Tuesday 18 September 8pm


"It's hard to think of an American film about the criminal life that is less sentimental or more impressive." - David Thompson  

Martin Scorsese was originally set to direct The Grifters. Perhaps we should be grateful that  he didn’t. A few months before The Grifters came out, the film Scorsese made instead was released - Goodfellas!

In the end Scorsese produced the film and asked a Brit, Stephen Frears, to direct it. This was Frears’ first American film. He’d just made Dangerous Liaisons and had also won critical acclaim for My Beautiful Laundrette and his biopic of Joe Orton Prick Up Your Ears.

The Grifters is adapted from a 1963 novel by Jim Thompson. Thompson wrote some of the best pulp crime novels in the 1950s and 60s. Quite a few have been adapted for the screen including The Getaway starring Steve McQueen and Michael Winterbottom’s  The Killer lnside Me, which came out last year and caused a fair share of controversy.

Someone wrote of Thompson that he’d “given Greek tragedy to the underclass”. That’s certainly true of The Grifters where the Fates hover over the shoulders of all three main characters. There’s also something on an Oedipal relationship going on between Anjelica Huston and John Cusack's characters.

The novel was adapted by Donald E Westlake who was a prolific novelist and screenwriter. He wrote under more than a dozen pseudonyms and Frears actually wanted him to be credited under his pen-name Richard Stark. As Stark, Westlake wrote the 1962 novel The Hunter, which John Borman later adapted as the Lee Marvin classic Point Blank.

The film does update the story to the late 80s but one of the film’s great achievements is that it retains a period feel both in terms of look and style. The opening title sequence with a great jazzy score introduces a sun-baked, washed out Los Angeles that could be the setting for a Chandler mystery. The locations certainly don’t all look modern and Frears also uses split screen early on in the film - a technique that was very common in the 60s but rarely seen in the 90s.
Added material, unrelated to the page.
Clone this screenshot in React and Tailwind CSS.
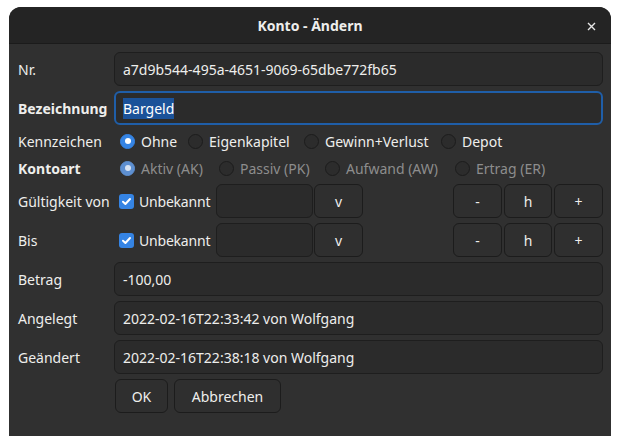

The old-school B-movie feel also comes from casting Anjelica Huston as the manipulative mother in the film. Her dad, John Huston, made one of the greatest Hollywood film noirs - The Maltese Falcon. The other woman in the film is played by Annette Bening in  one of her early breakout roles. Frears encouraged her to look at films starring Gloria Grahame like The Big Heat and The Bad & The Beautiful and there’s clearly a 1950s moll feel to her performance.

This was a big film  for John Cusack too. Before The Grifters he was really famous for romantic comedies like Say Anything and The Sure Thing and became known more as serious actor after The Grifters. It’s also worth noting that he reunited with Stephen Frears 10 years later for High Fidelity.

Beyond the stars you might also recognise some great American character actors: Stephen Tobolowsky, J T Walsh and Pat Hingle as a really fearsome mob boss. And finally if any of you are fans of the TV show Entourage, keep an eye out for a very young Jeremy Piven as a young sailor in a scene on a train. 

Watch the original trailer >>

Why did we pick it?

Simple. Our previous film Paper Moon is about a pair of con-artists and this is a great con-artist film too.